Choosing your beam type—Gaussian, Bessel, Airy, or lattice light-sheet—really changes things. Lattice light-sheet microscopy, for instance, gives you better axial resolution, but you might have to trade off speed when you’re imaging large volumes.

Mechanical factors come into play too. If you go for multi-objective setups to get multi-view imaging, you have to nail the alignment, and sometimes the geometry means you can’t fit bigger samples. Camera specs like sensitivity, pixel size, and frame rate also put a cap on how fast you can capture images without tanking the signal quality.

Recent Innovations and Emerging Trends

Adaptive optics now fix sample-induced aberrations in real time.
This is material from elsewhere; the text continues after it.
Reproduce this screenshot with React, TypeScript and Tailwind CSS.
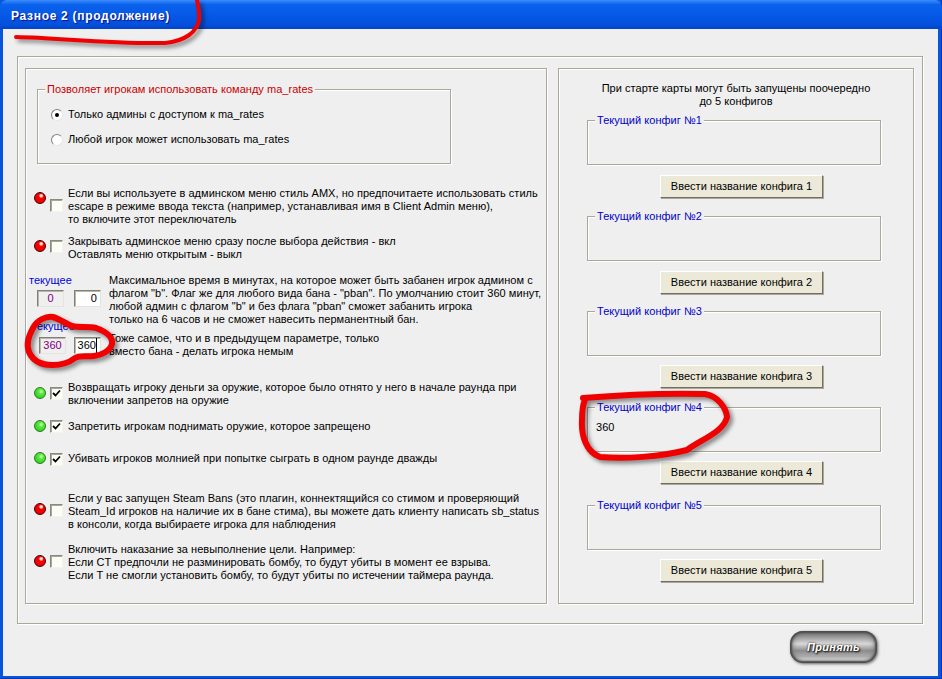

That means you get better resolution, even deep inside scattering tissues.

Researchers find this especially helpful when they pair it with lattice light-sheet or multiphoton excitation. High-NA imaging at greater depths suddenly becomes much more practical.

Smart imaging systems use event-based triggers and neural networks. These systems can automatically tweak acquisition parameters, which is honestly pretty impressive.

They help cut down on photobleaching by focusing only on regions of interest. No need to waste light on the rest.

Open-top light-sheet designs make it much easier to combine with other modalities, like optical coherence tomography or widefield fluorescence. You can do multi-scale imaging in the same setup, which is just super convenient.

Beam engineering keeps moving forward, with hybrid illumination strategies that mix Bessel or Airy beams. This combo gives you a longer depth of field while still keeping phototoxicity low.

Designers want to balance speed, resolution, and sample health, and they’re always looking for ways to do that without big hardware compromises.